Saturday, December 12, 2015

To Love Someone More Dearly -- Maude Louise Ray and F.(or S.)H. Pickup



They wanted to say what motivated their lives, their work, their energy.  One was a poet and the other probably a minister, though little else is known of either of the composers who wanted to share their thoughts about what moved them to faith in the early 20th Century. “To Love Someone More Dearly” may be the only hymn associated with either Maude Louise Ray or Stanley Howard Pickup, but they nevertheless were in touch with the same train of thought. Did they know one another? Work was evidently important, and especially what Christian labor should encompass, a theme relevant not only in their era but for us a century later.  How should we think of our life’s energy, versus what a scientist name Joule invented centuries ago – a crude but useful machine (see it here) – to measure energy?

Maude Ray, according to limited information, was a 23 year-old New Yorker, while Stanley Pickup was a 36-year old Canadian when each of them composed verses a decade apart in the early 1900s. Maude had begun her work, soon after graduating from college in Poughkeepsie, as an editor for a magazine in 1901-02 that became known as Christian Work, so it seems more than just coincidental that her poem’s two stanzas a year later addressed what she understood was her ‘task’. Was this part of her editorial frame of mind as she helped steer the magazine’s content? Less is known of Pickup (including how his name might have morphed into F.H. , versus S.H.), but he was possibly a Methodist minister from Ontario. His third verse came in 1913, indicating he was aware of Ray’s work relatively soon after her initial two verses. Perhaps Ontario’s proximity to New York, separated by a mere few hundred miles, helped spur his awareness of her efforts, too. While they must have appreciated each other’s perspective, there are differences in what they chose to express. She focused on what her work should be terrestrially, while he looked vertically, to the culmination of earthly work. Maude said love, serve, and guide others here, and devote oneself to godliness and purity; those were things on which to meditate and in which to rest, to really be content. Stanley must have surmised that yes, Maude was correct, and just imagine knowing the reward of such a life! It must have been a message Pickup promoted often in his position.

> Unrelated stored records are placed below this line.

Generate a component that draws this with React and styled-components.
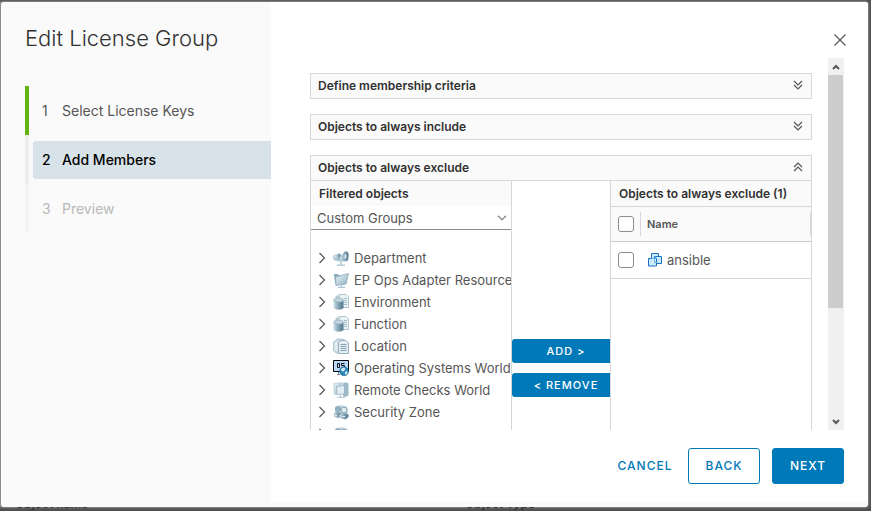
import React from "react";
import styled, { createGlobalStyle } from "styled-components";

const Global = createGlobalStyle`
  *, *::before, *::after { box-sizing: border-box; }
  body { margin: 0; background: #4f4f4f; color: #565656; font: 400 13px/22px Inter, "Open Sans", sans-serif; }
  button, select, input { font: inherit; color: inherit; margin: 0; }
  button { cursor: pointer; }
`;

const Page = styled.div`
  height: 100vh;
  display: flex;
  flex-direction: column;
  padding: 2px 3px 0 0;
`;

const Dialog = styled.section`
  flex: 1;
  min-height: 0;
  display: flex;
  border-left: 1px solid #8c8c8c;
  border-radius: 3px;
  background: #fafafa;
  box-shadow: 0 0 2px 1px #8c8c8c;
  overflow: hidden;
`;

const Backdrop = styled.div`
  flex: none;
  height: 4px;
  display: flex;
  align-items: flex-end;
  overflow: hidden;
  padding-left: 15px;
  color: #333;
  font-size: 12px;
  font-weight: 600;
  line-height: 14px;
`;

const BackdropColumn = styled.span`
  flex: none;
  width: 450px;
`;

const Sidebar = styled.nav`
  flex: none;
  width: 270px;
  padding: 19px 0 0 24px;
`;

const Title = styled.h1`
  margin: 0 0 31px;
  font-size: 22px;
  font-weight: 300;
  line-height: 34px;
  color: #313131;
`;

const Steps = styled.ol`
  list-style: none;
  margin: 0;
  padding: 0;
`;

const Step = styled.li`
  display: flex;
  align-items: center;
  height: 49px;
  padding-left: 4px;
  border-left: 4px solid ${(p) => (p.$state === "done" ? "#60b515" : p.$state === "current" ? "#eee" : "#f4f4f4")};
`;

const StepButton = styled.button`
  flex: 1;
  display: flex;
  gap: 11px;
  height: 38px;
  padding: 0 9px;
  border: 0;
  border-radius: 3px 0 0 3px;
  text-align: left;
  font-size: 14px;
  font-weight: ${(p) => (p.$state === "current" ? 500 : 400)};
  line-height: 38px;
  background: ${(p) => (p.$state === "current" ? "#d8e3e9" : "transparent")};
  color: ${(p) => (p.$state === "done" ? "#565656" : p.$state === "current" ? "#000" : "#b8b8b8")};
`;

const StepNumber = styled.span`
  flex: none;
  width: 9px;
`;

const Main = styled.main`
  flex: 1;
  min-width: 0;
  display: flex;
  flex-direction: column;
  margin-bottom: 5px;
  padding: 29px 24px 18px 39px;
  background: #fff;
`;

const CloseButton = styled.button`
  align-self: flex-end;
  display: grid;
  place-items: center;
  width: 18px;
  height: 18px;
  margin: 0 -5px 9px 0;
  padding: 0;
  border: 0;
  background: none;
`;

const ScrollArea = styled.div`
  flex: 1;
  min-height: 0;
  display: flex;
  gap: 16px;
  overflow: hidden;
`;

const Panels = styled.div`
  flex: 1;
  min-width: 0;
  display: flex;
  flex-direction: column;
  gap: 15px;
  padding-top: 15px;
`;

const Scrollbar = styled.div`
  flex: none;
  width: 16px;
  display: flex;
  flex-direction: column;
  background: #f0f0f0;
`;

const ScrollArrow = styled.button`
  display: grid;
  place-items: center;
  height: 17px;
  padding: 0;
  border: 0;
  background: none;
`;

const ScrollTrack = styled.div`
  flex: 1;
  padding-right: 1px;
`;

const ScrollThumb = styled.div`
  height: 69%;
  background: #cdcdcd;
`;

const Panel = styled.section`
  flex: none;
  border: 1px solid #d7d7d7;
`;

const PanelTitle = styled.h2`
  margin: 0;
  font-size: 12px;
  font-weight: 600;
`;

const PanelToggle = styled.button`
  display: flex;
  justify-content: space-between;
  width: 100%;
  height: 24px;
  padding: 0 8px 0 7px;
  border: 0;
  background: #fafafa;
  color: #313131;
  line-height: 24px;
`;

const PanelBody = styled.div`
  display: grid;
  grid-template-columns: 2fr 100px 2fr;
  height: 320px;
  border-top: 1px solid #d7d7d7;
`;

const Column = styled.div`
  min-width: 0;
  overflow: hidden;
`;

const ColumnTitle = styled.h3`
  margin: 0;
  height: ${(p) => (p.$ruled ? 26 : 25)}px;
  padding-left: 8px;
  border-bottom: ${(p) => (p.$ruled ? "1px solid #d7d7d7" : 0)};
  background: #fafafa;
  color: #313131;
  font-size: 12px;
  font-weight: 600;
  line-height: 25px;
`;

const Picker = styled.label`
  display: grid;
  align-items: center;
  height: 24px;
  border-bottom: 1px solid #8c8c8c;
  > * { grid-area: 1 / 1; }
  > svg { justify-self: end; margin-right: 4px; pointer-events: none; }
`;

const PickerSelect = styled.select`
  appearance: none;
  width: 100%;
  height: 23px;
  padding: 0 6px;
  border: 0;
  background: #fff;
`;

const Tree = styled.ul`
  list-style: none;
  margin: 17px 0 0;
  padding: 0 0 0 6px;
`;

const TreeRow = styled.li`
  display: flex;
  align-items: center;
  height: 22px;
  white-space: nowrap;
  > svg { flex: none; margin: 0 5px 0 6px; }
`;

const ExpandButton = styled.button`
  flex: none;
  display: grid;
  place-items: center;
  width: 10px;
  height: 22px;
  padding: 0;
  border: 0;
  background: none;
`;

const Actions = styled.div`
  display: flex;
  flex-direction: column;
  gap: 10px;
  padding-top: 158px;
  border: solid #d7d7d7;
  border-width: 0 1px;
  overflow: hidden;
`;

const MoveButton = styled.button`
  flex: none;
  width: 108px;
  height: 24px;
  padding: 0;
  border: 0;
  border-radius: 3px;
  background: #0079b8;
  color: #fff;
  font-size: 11px;
  font-weight: 500;
  letter-spacing: 1px;
  line-height: 24px;
`;

const Members = styled.table`
  width: 100%;
  border-collapse: separate;
  border-spacing: 0;
`;

const HeadCell = styled.th`
  height: 35px;
  padding: 0;
  border-bottom: 1px solid #ccc;
  background: #fafafa;
  font-size: 11px;
  font-weight: 600;
  text-align: left;
`;

const HeadInner = styled.div`
  display: flex;
  align-items: center;
  height: 24px;
  padding-left: ${(p) => (p.$check ? 7 : 6)}px;
  border-right: 1px solid #d7d7d7;
`;

const Cell = styled.td`
  height: 37px;
  padding: 0 0 0 7px;
  border-bottom: 1px solid #d7d7d7;
`;

const CheckCol = styled.col`
  width: 30px;
`;

const MemberName = styled.span`
  display: flex;
  align-items: center;
  gap: 5px;
`;

const Check = styled.input`
  display: block;
  appearance: none;
  width: 16px;
  height: 16px;
  border: 1px solid #8c8c8c;
  border-radius: 3px;
  background: #fff;
`;

const Footer = styled.footer`
  flex: none;
  display: flex;
  justify-content: flex-end;
  gap: 12px;
  padding-top: 18px;
`;

const FooterButton = styled.button`
  min-width: ${(p) => (p.$kind === "link" ? 62 : 72)}px;
  height: 36px;
  padding: 0;
  border: ${(p) => (p.$kind === "link" ? "0" : "1px solid #0079b8")};
  border-radius: 3px;
  background: ${(p) => (p.$kind === "solid" ? "#0079b8" : "transparent")};
  color: ${(p) => (p.$kind === "solid" ? "#fff" : "#0079b8")};
  font-size: 12px;
  font-weight: 500;
  letter-spacing: 1px;
`;

const Stroke = ({ w, h, d, width = 1, color = "#565656" }) => (
  <svg width={w} height={h} viewBox={`0 0 ${w} ${h}`} fill="none" stroke={color} strokeWidth={width} aria-hidden="true">
    <path d={d} />
  </svg>
);

const DoubleChevron = ({ up }) => (
  <Stroke w={10} h={22} width={1.2} d={up ? "M1 11l4-4 4 4M1 15l4-4 4 4" : "M1 7l4 4 4-4M1 11l4 4 4-4"} />
);

const Cylinder = () => (
  <>
    <path d="M.5 6v7.200C.5 14.700 2.700 15.700 5.500 15.700s5-1 5-2.500V6z" fill="url(#steel)" />
    <ellipse cx="5.500" cy="6" rx="5" ry="2" fill="#c3d6e0" stroke="#8fabba" strokeWidth=".6" />
  </>
);

const Page2 = () => (
  <>
    <path d="M3 2h8v11H3z" fill="#c8d9e1" stroke="#9fb7c3" strokeWidth=".7" />
    <path d="M6 .5h7L15.500 3v10.500H6z" fill="#eaf3f6" stroke="#9fb7c3" strokeWidth=".8" />
    <path d="M11 4.500h3M11 6.500h3M11 8.500h3M11 10.500h3" stroke="#9db5c1" strokeWidth=".9" />
  </>
);

const glyphs = {
  department: (
    <>
      <path d="M4 15.300h8M8 11.500v3" stroke="#b3cbd7" strokeWidth="1.600" />
      <path d="M3 5l6 2.500 3 3-4 2-5-2z" fill="#a9c4d2" />
      <circle cx="3" cy="7.500" r="2.800" fill="url(#pale)" stroke="#8fabba" strokeWidth=".5" />
      <circle cx="6.200" cy="5.500" r="2" fill="#7fa2b4" />
      <path d="M7.500 7l4-5.500h3l1.200 3-.7 6-3.500 1.500-3.500-1.500z" fill="url(#steel)" />
      <path d="M12 3.500l2 2-1 3.500-2.500-1z" fill="#c3d6e0" />
      <path d="M3.500 10.500l4.500 1.700 5-1.400" stroke="#dce9ef" fill="none" />
    </>
  ),
  folder: (
    <>
      <path d="M.7 2h4.500l1 1.500h7L12 11 2.500 12.500z" fill="#8fb0c1" />
      <path d="M2.700 5L15.500 1.500 13 12l-10 1.500z" fill="url(#pale)" stroke="#7fa0b2" strokeWidth=".7" />
      <path d="M8.500 13v2M5 15.400h7" stroke="#a9c4d2" strokeWidth="1.200" />
    </>
  ),
  database: <><Page2 /><Cylinder /></>,
  location: (
    <>
      <path d="M.5 4L5 .8 11 1.500v13L3 15 .5 12.500z" fill="#c8d9e1" stroke="#9fb7c3" strokeWidth=".7" />
      <path d="M1.500 5l3-2v10l-3-1z" fill="#e3edf2" />
      <path d="M5.500 4.500l2-2h5.500l2.500 2.500v10.500h-10z" fill="#e4eef2" stroke="#83a2b2" strokeWidth=".8" />
      <path d="M7.500 6.500h6M7.500 8.500h6M7.500 10.500h6M7.500 12.500h6" stroke="#88a6b5" />
    </>
  ),
  os: (
    <>
      <path d="M.5.5h15v11H.5z" fill="#b9d8fb" stroke="#000" />
      <path d="M4 14.500h3M5.500 12v2" stroke="#7d8c99" />
      <path d="M4.500 3.500h2v4h-2zM11.500 3.500h-3v2h3v2h-3" fill="none" stroke="#111" />
      <circle cx="11" cy="11.200" r="4.500" fill="#2d86b8" stroke="#226994" strokeWidth=".6" />
      <path d="M8 9l3-1.500 1.500 1.500-2 2.500-2-.5zM12 12l2.500-1-.5 3-2 .5z" fill="#d5edf7" />
    </>
  ),
  remote: (
    <>
      <path d="M.7 1.500L9 .6v11L1.500 12.500z" fill="url(#pale)" stroke="#b3cbd7" strokeWidth=".7" />
      <path d="M10 1l4-.5 1.500 1.300v11.700L12 15l-2-1z" fill="#9db9c7" />
      <path d="M3.500 4.500l8-1v8.200l-7.500 1z" fill="#e1edf3" stroke="#90adbb" strokeWidth=".7" />
      <path d="M7.500 12.500v2M4.500 15.300h7.500" stroke="#b3cbd7" strokeWidth="1.300" />
    </>
  ),
  security: (
    <>
      <path d="M2 3l6-2 6 1.500 1.500 6-5 3H2z" fill="#c8d9e1" />
      <circle cx="5" cy="5" r="3" fill="#8fb0c1" />
      <path d="M.5 12.500V9.500q4-3 8 0v4q-4 1-8-1z" fill="url(#steel)" />
      <circle cx="11" cy="6" r="3" fill="#dce8ee" stroke="#7596a8" strokeWidth=".8" />
      <path d="M6.500 14v-3.500q4.500-3 9 0V13l-3 2.500z" fill="url(#steel)" />
      <path d="M9 12.500h3M2 11.500h2" stroke="#dce9ef" />
    </>
  ),
};

const TreeIcon = ({ kind }) => (
  <svg width="16" height="16" viewBox="0 0 16 16" fill="none" aria-hidden="true">
    <defs>
      <linearGradient id="steel">
        <stop stopColor="#d3e1e8" />
        <stop offset=".4" stopColor="#92b0bf" />
        <stop offset="1" stopColor="#4d748a" />
      </linearGradient>
      <linearGradient id="pale" x2="1" y2="1">
        <stop stopColor="#edf5f8" />
        <stop offset="1" stopColor="#8eafc0" />
      </linearGradient>
    </defs>
    {glyphs[kind]}
  </svg>
);

const GroupIcon = () => (
  <svg width="14" height="14" viewBox="0 0 14 14" fill="#c9eafb" stroke="#1b6fc0" aria-hidden="true">
    <path d="M3.500.5h7v7h-7z" />
    <path d="M6.500 3.500h7v7h-7z" />
    <path d="M.5 5.500h8v7.500h-8z" />
    <path d="M3.500 5.500h4v-2M6.500 6.500v3h3" fill="none" stroke="#62b2e6" />
  </svg>
);

const steps = [
  ["Select License Keys", "done"],
  ["Add Members", "current"],
  ["Preview", "pending"],
];

const groups = [
  ["Department", "department"],
  ["EP Ops Adapter Resources", "folder"],
  ["Environment", "database"],
  ["Function", "database"],
  ["Location", "location"],
  ["Operating Systems World", "os"],
  ["Remote Checks World", "remote"],
  ["Security Zone", "security"],
  ["", "security"],
];

function PanelHeader({ title, open }) {
  return (
    <PanelTitle>
      <PanelToggle type="button" aria-expanded={!!open}>
        {title}
        <DoubleChevron up={open} />
      </PanelToggle>
    </PanelTitle>
  );
}

export default function App() {
  return (
    <Page>
      <Global />
      <Dialog role="dialog" aria-labelledby="dialog-title">
        <Sidebar>
          <Title id="dialog-title">Edit License Group</Title>
          <Steps>
            {steps.map(([label, state], i) => (
              <Step key={label} $state={state}>
                <StepButton type="button" $state={state} disabled={state === "pending"}>
                  <StepNumber>{i + 1}</StepNumber>
                  {label}
                </StepButton>
              </Step>
            ))}
          </Steps>
        </Sidebar>
        <Main>
          <CloseButton type="button" aria-label="Close">
            <Stroke w={14} h={14} width={1.2} d="M1.500 1.500l11 11M12.500 1.500l-11 11" />
          </CloseButton>
          <ScrollArea>
            <Panels>
              <Panel><PanelHeader title="Define membership criteria" /></Panel>
              <Panel><PanelHeader title="Objects to always include" /></Panel>
              <Panel>
                <PanelHeader title="Objects to always exclude" open />
                <PanelBody>
                  <Column>
                    <ColumnTitle>Filtered objects</ColumnTitle>
                    <Picker>
                      <PickerSelect aria-label="Filtered objects" defaultValue="Custom Groups">
                        <option>Custom Groups</option>
                      </PickerSelect>
                      <Stroke w={10} h={6} width={1.3} color="#8c8c8c" d="M1 .8l4 4 4-4" />
                    </Picker>
                    <Tree>
                      {groups.map(([label, kind]) => (
                        <TreeRow key={label}>
                          <ExpandButton type="button" aria-label={`Expand ${label}`}>
                            <Stroke w={8} h={12} width={1.2} d="M1.500 1l5 5-5 5" />
                          </ExpandButton>
                          <TreeIcon kind={kind} />
                          {label}
                        </TreeRow>
                      ))}
                    </Tree>
                  </Column>
                  <Actions>
                    <MoveButton type="button">ADD &gt;</MoveButton>
                    <MoveButton type="button">&lt; REMOVE</MoveButton>
                  </Actions>
                  <Column>
                    <ColumnTitle $ruled>Objects to always exclude (1)</ColumnTitle>
                    <Members>
                      <colgroup><CheckCol /><col /></colgroup>
                      <thead>
                        <tr>
                          <HeadCell><HeadInner $check><Check type="checkbox" aria-label="Select all" /></HeadInner></HeadCell>
                          <HeadCell><HeadInner>Name</HeadInner></HeadCell>
                        </tr>
                      </thead>
                      <tbody>
                        <tr>
                          <Cell><Check type="checkbox" aria-label="Select ansible" /></Cell>
                          <Cell><MemberName><GroupIcon />ansible</MemberName></Cell>
                        </tr>
                      </tbody>
                    </Members>
                  </Column>
                </PanelBody>
              </Panel>
            </Panels>
            <Scrollbar>
              <ScrollArrow type="button" aria-label="Scroll up">
                <Stroke w={8} h={6} width={2} d="M1 5l3-3 3 3" />
              </ScrollArrow>
              <ScrollTrack><ScrollThumb /></ScrollTrack>
              <ScrollArrow type="button" aria-label="Scroll down">
                <Stroke w={8} h={6} width={2} d="M1 1l3 3 3-3" />
              </ScrollArrow>
            </Scrollbar>
          </ScrollArea>
          <Footer>
            <FooterButton type="button" $kind="link">CANCEL</FooterButton>
            <FooterButton type="button" $kind="outline">BACK</FooterButton>
            <FooterButton type="button" $kind="solid">NEXT</FooterButton>
          </Footer>
        </Main>
      </Dialog>
      <Backdrop aria-hidden="true">
        <BackdropColumn>Object name</BackdropColumn>
        <BackdropColumn>Object Type</BackdropColumn>
      </Backdrop>
    </Page>
  );
}
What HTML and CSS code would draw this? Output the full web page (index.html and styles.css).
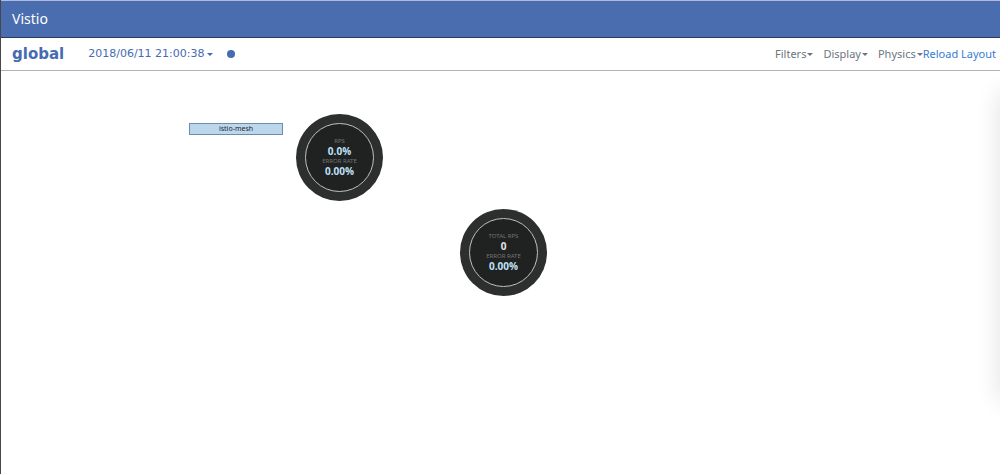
FILE: index.html
```html
<!DOCTYPE html>
<html lang="en">
<head>
<meta charset="utf-8">
<title>Vistio</title>
<link rel="stylesheet" href="styles.css">
</head>
<body>
<div class="app">
  <header class="navbar"><a class="brand" href="#">Vistio</a></header>
  <nav class="subheader">
    <a class="breadcrumb" href="#">global</a>
    <button class="menu time" type="button">2018/06/11 21:00:38<span class="caret"></span></button>
    <span class="status"></span>
    <div class="tools">
      <button class="menu" type="button">Filters<span class="caret"></span></button>
      <button class="menu" type="button">Display<span class="caret"></span></button>
      <button class="menu" type="button">Physics<span class="caret"></span></button>
      <a class="reload" href="#">Reload Layout</a>
    </div>
  </nav>
  <main class="graph">
    <div class="label">istio-mesh</div>
    <section class="node mesh">
      <div class="ring">
        <span class="metric">RPS</span>
        <strong class="value">0.0%</strong>
        <span class="metric">ERROR RATE</span>
        <strong class="value">0.00%</strong>
      </div>
    </section>
    <section class="node total">
      <div class="ring">
        <span class="metric">TOTAL RPS</span>
        <strong class="value count">0</strong>
        <span class="metric">ERROR RATE</span>
        <strong class="value">0.00%</strong>
      </div>
    </section>
    <div class="edge-shadow"></div>
  </main>
</div>
</body>
</html>
```
FILE: styles.css
```css
* {
  box-sizing: border-box;
}

body {
  margin: 0;
  background: #fff;
  font: 11px/16px Verdana, "DejaVu Sans", sans-serif;
}

a {
  text-decoration: none;
}

.app {
  display: flex;
  flex-direction: column;
  min-height: 100vh;
  border-left: 1px solid #46464c;
}

.navbar {
  display: flex;
  align-items: center;
  height: 38px;
  padding: 0 11px;
  background: #496dae;
  border-top: 1px solid #b3b8df;
  border-bottom: 1px solid #293765;
}

.brand {
  color: #fff;
  font-family: "Noto Sans", sans-serif;
  font-size: 14px;
}

.subheader {
  display: flex;
  align-items: center;
  height: 33px;
  padding: 0 4px 0 11px;
  border-bottom: 1px solid #b2b2b2;
}

.breadcrumb {
  color: #456bb3;
  font-size: 15px;
  font-weight: bold;
}

.menu {
  display: flex;
  align-items: center;
  gap: 1px;
  padding: 0;
  border: 0;
  background: none;
  color: #6c757d;
  font: inherit;
}

.time {
  gap: 2px;
  margin-left: 24px;
  color: #456bb3;
}

.caret {
  border: 3px solid transparent;
  border-top-color: currentColor;
  border-bottom: 0;
}

.status {
  width: 8px;
  height: 8px;
  margin-left: 14px;
  border-radius: 50%;
  background: #456bb3;
}

.tools {
  display: flex;
  margin-left: auto;
  font-family: "Noto Sans", sans-serif;
}

.tools .menu + .menu {
  margin-left: 10px;
}

.reload {
  color: #387bd2;
}

.graph {
  position: relative;
  flex: 1;
  overflow: hidden;
  font-family: "Noto Sans", sans-serif;
}

.label {
  position: absolute;
  top: 52px;
  left: 188px;
  width: 94px;
  border: 1px solid #6d8bad;
  background: #bcd6ec;
  color: #202830;
  font-size: 7px;
  line-height: 10px;
  text-align: center;
}

.node {
  position: absolute;
  width: 87px;
  height: 87px;
  padding: 9px;
  border-radius: 50%;
  background: #2d2e2e;
}

.mesh {
  top: 43px;
  left: 295px;
}

.total {
  top: 138px;
  left: 459px;
}

.ring {
  display: flex;
  flex-direction: column;
  align-items: center;
  justify-content: center;
  height: 100%;
  padding-bottom: 3px;
  border: 1px solid #bfc0c0;
  border-radius: 50%;
  background: #202121;
}

.metric {
  color: #737575;
  font-size: 6px;
  line-height: 10px;
}

.value {
  color: #bfe0f7;
  font-family: "Open Sans", "Noto Sans", sans-serif;
  font-size: 10px;
  line-height: 10px;
}

.count {
  color: #e4e5e6;
}

.edge-shadow {
  position: absolute;
  top: 22px;
  bottom: 74px;
  left: 100%;
  width: 20px;
  box-shadow: 0 0 24px #0002;
}
```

How does a 23-year old New Yorker and a 36-year old Canadian come to these conclusions? It’s as if they had already seen what a wizened, gray-haired believer could reflect on after many more decades of experience. Maybe, in fact, that’s what was ‘at work’ – the life-examples of one or more others nearby showing them what practically a life ‘at work’ should resemble, as decades upon decades accumulate. It makes you wonder, does work ever really stop here? God ‘worked’ right from the beginning (see Genesis 1 and 2) – in fact, ‘work’ is in the Bible more than 500 times. Another preacher said we should enjoy work (Ecclesiastes 3:22), and yet another said essentially the same centuries later (Colossians 3:23). Think Maude and Stanley learned from those guys, too? Can you and I?        

1 comment:

  1. Thank you, so much for you insight into the lives of these two people.